Turan Yön'ün annesi: Komşunun eşyasını götürürlerken müdahale ettim. Kocası bayılmıştı, kriz geçirmişti, müdahale ettik. İşte o yüzden bizi gözaltına aldılar. Teröristlerin anası diyorlar bana. 3 tane gaz bombası attılar. ‘Sana ne, komşunun eşyası gitmiş, sana ne diyorlar'. Bu kadar sene yemişiz, içmişiz, beraber oturmuşuz. Benin kızım müdahale etti. Kızıma dirsek vurdular. Ben bağırdım, sonra beni aldılar, 65 yaşındayım...
Durakta insanlar olur mu? Sabahları çiğ yağıyor, kafamız ıslak uyanıyoruz, su bulamıyoruz, yıkanamıyoruz... Komşular da kapılarını bize açmasa biz burada ölürüz.
- Kaç gündür burada kalıyorsunuz?
Fatma ana: 6 gündür dışarıda yatıyoruz. Ne bize ev verirler, ne de başka bir şey. Gelirim yok. Ben mi çalışayım bu yaşımda, dizlerim tutmuyor, kirayı veremiyoruz, biz ne yapalım. Şaştım kaldım, ne yapayım bilemiyorum.
- Yıkım günü olanları anlatır mısınız?
Fatma ana: Yıkım günü barikatlarda sadece 8 aile vardı. Bir de mahallenin gençleri... Onlar her zaman arkamızda, 2 aydan beri bizimle beraberler.
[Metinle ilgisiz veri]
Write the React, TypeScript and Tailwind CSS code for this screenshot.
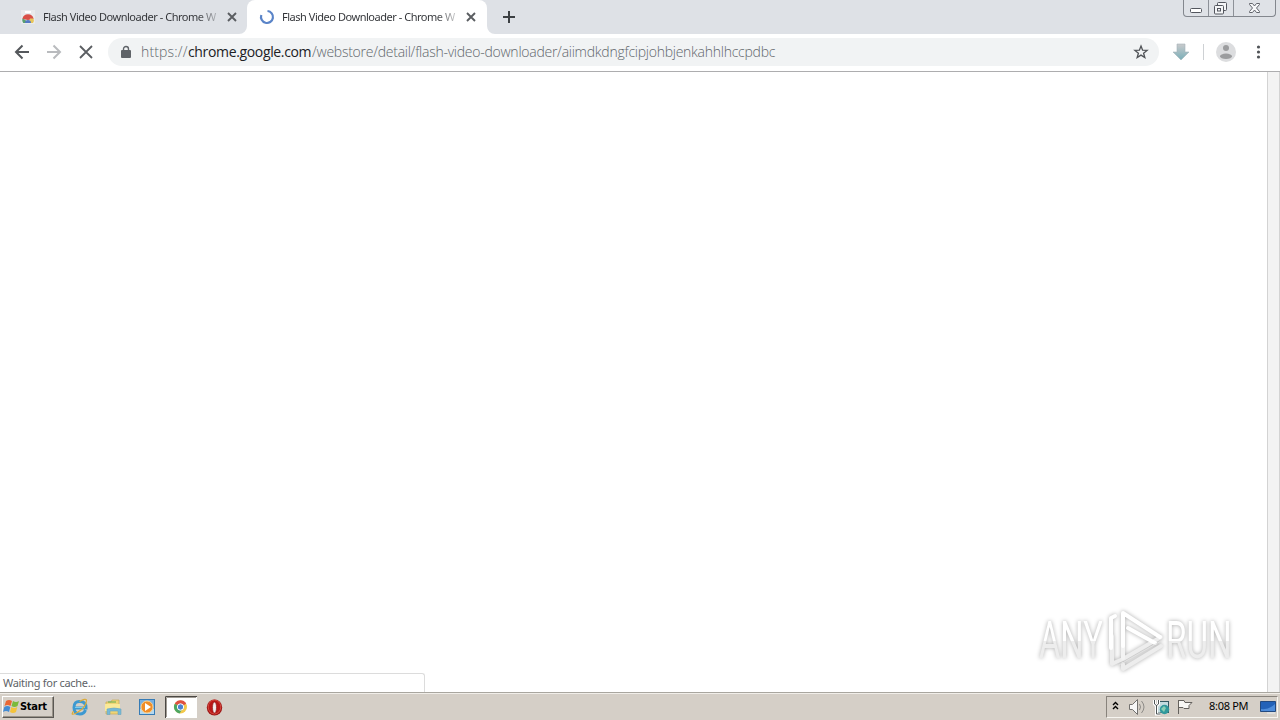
import React from "react";

const TITLE = "Flash Video Downloader - Chrome W";

function Close({ className }: { className: string }) {
  return (
    <svg viewBox="0 0 10 10" className={className} fill="none" stroke="currentColor" strokeWidth="1.9">
      <path d="M1 1l8 8M9 1l-8 8" />
    </svg>
  );
}

function TabTitle() {
  return (
    <span className="w-[175px] shrink-0 whitespace-nowrap bg-gradient-to-r from-[#303236] from-88% to-[#303236]/20 bg-clip-text font-['Noto_Sans',sans-serif] text-[11px] leading-[16px] tracking-[-0.47px] text-transparent">
      {TITLE}
    </span>
  );
}

function StoreIcon() {
  return (
    <svg width="16" height="16" viewBox="0 0 16 16" className="shrink-0">
      <path d="M1 1h14v13a1 1 0 0 1-1 1H2a1 1 0 0 1-1-1z" fill="#e9eaec" />
      <path d="M5 3h6" stroke="#fff" strokeWidth="2" />
      <path d="M2.4 10A5.700 5.700 0 0 1 13.600 10L8 11z" fill="#d95048" />
      <path d="M2.400 9.500Q1.800 12 3.200 14H7L5.500 11z" fill="#5a9f70" />
      <path d="M13.400 9.600Q14.600 12 13 14H9l1-4.400z" fill="#e8c65c" />
      <path d="M5 14a3 3 0 0 1 6 0z" fill="#5478c4" />
    </svg>
  );
}

function TabStrip() {
  return (
    <div className="relative flex h-[34px] bg-[#dee1e6]">
      <div className="flex h-[34px] w-[247px] items-center pl-5">
        <StoreIcon />
        <span className="w-[7px]" />
        <TabTitle />
        <Close className="ml-[9px] h-[10px] w-[10px] text-[#5a5d61]" />
      </div>
      <div className="flex h-[34px] w-[240px] items-center rounded-t-lg bg-white pl-3">
        <svg width="16" height="16" viewBox="0 0 16 16" className="shrink-0" fill="none">
          <path d="M8.500 2A6 6 0 1 1 2.300 6" stroke="#5a84c8" strokeWidth="2.200" />
        </svg>
        <span className="w-[7px]" />
        <TabTitle />
        <Close className="ml-[9px] h-[10px] w-[10px] text-[#5a5d61]" />
      </div>
      <svg width="8" height="8" viewBox="0 0 8 8" className="absolute bottom-0 left-[239px]"><path d="M8 0v8H0a8 8 0 0 0 8-8z" fill="#fff" /></svg>
      <svg width="8" height="8" viewBox="0 0 8 8" className="absolute bottom-0 left-[487px]"><path d="M0 0v8h8a8 8 0 0 1-8-8z" fill="#fff" /></svg>
      <div className="flex w-11 items-center justify-center">
        <svg width="12" height="12" viewBox="0 0 12 12"><path d="M6 0v12M0 6h12" stroke="#3c4043" strokeWidth="2" /></svg>
      </div>
      <div className="absolute right-[4px] top-0 flex h-[17px] w-[93px] rounded-b-[4px] border border-t-0 border-[#83878e] bg-[#dfe2e7]">
        <div className="w-[25px] border-r border-[#8d9198]">
          <svg width="24" height="16" viewBox="0 0 24 16"><rect x="6.500" y="8.500" width="11" height="4" rx="1" fill="#fff" stroke="#53565e" /></svg>
        </div>
        <div className="w-[25px] border-r border-[#8d9198]">
          <svg width="24" height="16" viewBox="0 0 24 16" fill="#f4f5f7" stroke="#53565e">
            <rect x="8.500" y="2.500" width="9" height="8" rx="1" />
            <rect x="5.500" y="5.500" width="9" height="8.500" rx="1" />
            <rect x="8.500" y="8.500" width="3" height="2.500" />
          </svg>
        </div>
        <div className="flex-1">
          <svg width="41" height="16" viewBox="0 0 41 16"><path d="M15.500 3.500h3l2 2.500 2-2.500h3v1L22.500 8l3 3.500v1h-3l-2-2.500-2 2.500h-3v-1l3-3.500-3-3.500z" fill="#f7f8fa" stroke="#62656c" /></svg>
        </div>
      </div>
    </div>
  );
}

function Toolbar() {
  return (
    <div className="flex h-[38px] items-center border-b border-[#adadaf] bg-white pb-px">
      <svg width="108" height="36" viewBox="0 0 108 36" fill="none" strokeWidth="2" className="shrink-0">
        <path d="M29 18H16.500M22.500 11.500L16 18l6.500 6.500" stroke="#55585c" />
        <path d="M47 18h12.500M53.500 11.500L60 18l-6.500 6.500" stroke="#b9bbbe" />
        <path d="M80 12l12 12M92 12L80 24" stroke="#5b5e62" strokeWidth="1.800" />
      </svg>
      <div className="flex h-7 w-[1051px] shrink-0 items-center rounded-full bg-[#f1f3f4] pl-[13px]">
        <svg width="10" height="14" viewBox="0 0 10 14" className="shrink-0">
          <path d="M2.500 6V4a2.500 2.500 0 0 1 5 0v2" fill="none" stroke="#5f6368" strokeWidth="1.400" />
          <rect y="5" width="10" height="8" rx="1" fill="#5f6368" />
        </svg>
        <div className="ml-[10px] flex whitespace-nowrap font-['Open_Sans',sans-serif] text-[14px] font-light leading-5 text-[#62676c]">
          <span className="w-[47px] tracking-[0.15px]">https://</span>
          <span className="w-[124px] font-normal tracking-[-0.35px] text-[#202124]">chrome.google.com</span>
          <span className="tracking-[-0.255px]">/webstore/detail/flash-video-downloader/aiimdkdngfcipjohbjenkahhlhccpdbc</span>
        </div>
        <svg width="16" height="16" viewBox="0 0 24 24" className="ml-auto mr-[10px]" fill="none" stroke="#505357" strokeWidth="2">
          <path d="M12 3l2.400 6.300 6.700.3-5.200 4.200 1.800 6.500-5.700-3.700-5.700 3.700 1.800-6.500L2.900 9.600l6.700-.3z" />
        </svg>
      </div>
      <svg width="121" height="36" viewBox="0 0 121 36">
        <defs><linearGradient id="down" x1="0" x2="0" y1="0" y2="1"><stop stopColor="#c9cacc" /><stop offset="1" stopColor="#79aeb8" /></linearGradient></defs>
        <path d="M18 10h8v8h4l-8 8-8-8h4z" fill="url(#down)" stroke="#a4b3b8" strokeWidth=".6" />
        <path d="M44.500 10v16" stroke="#ced1d4" />
        <circle cx="67" cy="18" r="10" fill="#dcdddf" />
        <circle cx="67" cy="14" r="3" fill="#9b9c9e" />
        <ellipse cx="67" cy="22.300" rx="6" ry="2.700" fill="#9b9c9e" />
        <g fill="#505357"><circle cx="99.500" cy="13" r="1.600" /><circle cx="99.500" cy="18" r="1.600" /><circle cx="99.500" cy="23" r="1.600" /></g>
      </svg>
    </div>
  );
}

function Watermark() {
  return (
    <div className="absolute bottom-[16px] left-[1030px] flex h-[70px] w-[210px] items-center drop-shadow-[0_0_2px_#aaaaaa]">
      <div className="w-[72px] pl-[9px]">
        <span className="block w-[100px] origin-left scale-x-[0.63] bg-gradient-to-b from-white from-50% to-[#ededed] to-50% bg-clip-text font-['Roboto',sans-serif] text-[52px] font-normal leading-[62px] text-transparent">ANY</span>
      </div>
      <svg width="64" height="70" viewBox="72 0 64 70" fill="none" className="shrink-0">
        <g strokeLinejoin="round" strokeLinecap="round">
          <path d="M82 30v28l4-2M86 56l7-3 38-22M93 58v5l38-23" stroke="#ededed" strokeWidth="4" />
          <path d="M81 42V12l4-2" stroke="#fff" strokeWidth="4" />
          <path d="M93 30v22" stroke="#f3f3f3" strokeWidth="4" />
          <path d="M93 40V7l37 24M98 22l27 15" stroke="#fff" strokeWidth="4" />
          <path d="M89 59l42-24" stroke="#e3e3e3" strokeWidth="1" />
        </g>
      </svg>
      <div className="w-[74px]">
        <span className="block w-[104px] origin-left scale-x-[0.64] bg-gradient-to-b from-white from-50% to-[#ededed] to-50% bg-clip-text font-['Roboto',sans-serif] text-[52px] font-normal leading-[62px] text-transparent">RUN</span>
      </div>
    </div>
  );
}

function Page() {
  return (
    <div className="relative flex h-[620px] bg-white">
      <div className="flex-1" />
      <div className="w-[13px] border-l border-r border-[#d3d3d3] bg-[#f3f3f3]" />
      <div className="absolute bottom-0 left-0 flex h-[19px] w-[425px] items-center rounded-tr-[3px] border-r border-t border-[#dcdcdc] bg-white pl-[3px] font-['Noto_Sans',sans-serif] text-[11px] text-[#606367]">
        <span className="tracking-[-0.3px]">Waiting for cache...</span>
      </div>
      <Watermark />
    </div>
  );
}

function WindowsFlag() {
  return (
    <svg width="17" height="16" viewBox="0 0 17 16" className="shrink-0">
      <path d="M3 2q3-2 6 0L7.500 7q-3-2-6 0z" fill="#e96734" />
      <path d="M10 2q3 2 6 0l-1.500 5q-3 2-6 0z" fill="#7bba3c" />
      <path d="M1.300 8q3-2 6 0L6 13q-3-2-6 0z" fill="#438bd3" />
      <path d="M8.300 8q3 2 6 0L13 13q-3 2-6 0z" fill="#f4c33b" />
    </svg>
  );
}

function Taskbar() {
  return (
    <div className="flex h-7 items-center border-t border-[#a9a69f] bg-[#d5cfc7] shadow-[inset_0_1px_0_#f1eee9]">
      <div className="ml-[2px] flex h-[22px] w-[52px] items-center border border-b-[#5b5853] border-l-white border-r-[#5b5853] border-t-white bg-[#d5cfc7] shadow-[inset_-1px_-1px_0_#999389]">
        <WindowsFlag />
        <span className="font-['DejaVu_Sans',sans-serif] text-[11px] font-bold leading-4 tracking-[-0.3px] text-black [font-stretch:condensed]">Start</span>
      </div>
      <svg width="180" height="26" viewBox="54 0 180 26">
        <g fill="none" stroke="#3d99d1">
          <path d="M85.500 16q-1.500 4-5.500 4-6 0-6-6.500t6-6q6 0 6 6.500H75" strokeWidth="3" />
          <path d="M75 13.500h10" stroke="#78cef2" strokeWidth="1" />
          <path d="M73.500 17Q69.500 23 78 18T86.500 6q-1-2-7 1.500" stroke="#dcaa35" strokeWidth="1.200" />
        </g>
        <path d="M106 8h5l1-2h7v14h-13z" fill="#f0d575" stroke="#c8aa57" strokeWidth=".7" />
        <path d="M105 10h15v7h-15z" fill="#fae998" />
        <path d="M107 20.500V15q7-2 14 0v5.500h-3V17h-8v3.500z" fill="#75b9d8" stroke="#6ba4bd" strokeWidth=".6" />
        <path d="M108 8h8" stroke="#64af4d" />
        <rect x="139.500" y="5.500" width="15" height="15" fill="#77afe1" stroke="#367bb5" />
        <path d="M140 15h14v5h-14z" fill="#b4d8f0" />
        <circle cx="147" cy="13" r="6" fill="#f08d28" stroke="#ffd18b" />
        <path d="M145 9l6 4-6 4z" fill="#fff" />
        <path d="M165 2h32v22h-32z" fill="#fff" />
        <path d="M165.500 24V2.500H197" fill="none" stroke="#4b4844" />
        <path d="M166.500 23V3.500H196" fill="none" stroke="#a09b94" />
        <circle cx="180.500" cy="13" r="6.500" fill="#f2c84c" />
        <path d="M180.500 13L174.800 9.700A6.500 6.500 0 0 1 186.200 9.700z" fill="#df5140" />
        <path d="M180.500 13l-5.700-3.300a6.500 6.500 0 0 0 4.800 9.700l3-5z" fill="#4ca661" />
        <circle cx="180.500" cy="13" r="3.200" fill="#4b82d0" stroke="#fff" />
        <ellipse cx="214.500" cy="13.500" rx="7.700" ry="8" fill="#9e1515" />
        <ellipse cx="214.500" cy="13" rx="6.300" ry="7" fill="#ba1717" stroke="#d54b40" />
        <ellipse cx="214.500" cy="13.500" rx="2" ry="5.500" fill="#f4eded" stroke="#801010" strokeWidth=".6" />
      </svg>
      <div className="ml-auto mr-[2px] flex h-[22px] w-[172px] items-center border border-b-[#f7f5f0] border-l-[#88837c] border-r-[#f7f5f0] border-t-[#88837c]">
        <svg width="102" height="20" viewBox="1107 697 102 20" className="shrink-0">
          <path d="M1113 705l2.500-2.500L1118 705M1113 709l2.500-2.500L1118 709" fill="none" stroke="#000" strokeWidth="1.400" />
          <path d="M1129.500 704.500h3l5-5v15l-5-5h-3z" fill="#f7f7f7" stroke="#72716f" />
          <path d="M1139.500 704q2 3 0 6M1141.500 701q5 6 0 12" fill="none" stroke="#8d8b87" />
          <rect x="1157.500" y="701.500" width="11" height="11" fill="#c4dcdf" stroke="#345961" />
          <path d="M1154.500 700v4q2 3 4 0v-4M1156.500 705v9h4" fill="none" stroke="#fff" strokeWidth="3" />
          <path d="M1154.500 700v4q2 3 4 0v-4M1156.500 705v9h4" fill="none" stroke="#4f5657" />
          <circle cx="1164.500" cy="709.500" r="4.700" fill="#31999c" />
          <path d="M1161 709l3-3 2 2-2 4z" fill="#8bcfb3" />
          <path d="M1178.500 700v14M1179 700.500h5l1 2h7l-3 3v3h-5l-1-1h-4" fill="#f8f7f4" stroke="#64615d" />
        </svg>
        <span className="w-[42px] whitespace-nowrap font-['Noto_Sans',sans-serif] text-[11px] tracking-[-0.3px] text-black">8:08 PM</span>
        <svg width="16" height="16" viewBox="0 0 16 16" className="ml-[9px] shrink-0">
          <path d="M.5 2.500h15v10H.5z" fill="#2362b8" stroke="#234a80" />
          <path d="M1 10q8 1 14-5v7H1z" fill="#4f8dda" />
          <path d="M7 14h8" stroke="#e7edf3" />
        </svg>
      </div>
    </div>
  );
}

export default function App() {
  return (
    <div className="flex h-[720px] w-[1280px] flex-col overflow-hidden bg-white">
      <TabStrip />
      <Toolbar />
      <Page />
      <Taskbar />
    </div>
  );
}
Başka da halk görmedik. Biz de barikatlardaydık. Bakın eşyalarımın hepsi dışarıda. Eşyalarımın yarısını belediye aldı, yarısı sokaklarda.
- Yöre halkının size karşı tavrı nasıl?
Fatma ana: Valla beklediğimiz desteği göremiyoruz Nurtepe'den. İnsanlar evlerinde sus pus, sadece bakmakla kalıyorlar. Bakıp gidiyorlar, başka da bir şey görmedik. Biz burada savaşırken, bağırmalar, çağırmalar varken onlar sadece bakıyorlardı.
- Nurtepe'deki evler yıkılırken siz ne yapacaksınız?
Fatma ana: Biz onlara destek olacağız. Onların arkasındayız. Devlet bilmem ki bize niye böyle yapıyor?
- Bundan sonra nasıl bir tutum sergileyeceksiniz?
Fatma ana: Biz gitmeyiz. Kesinlikle gitmeyeceğiz. İlla ki bir çare bulacak belediye. Sinop'tan getirttiği kendi adamlarını yerleştiriyor belediye bloklarına. Bizim burnumuzun dibinde bloklar var, neden mağdur kalalım. Biz geldik su yoktu, yol yoktu. Biz çalıştık yaptık. Gitmeyiz. Nereye gidelim, dalım yok budağım yok.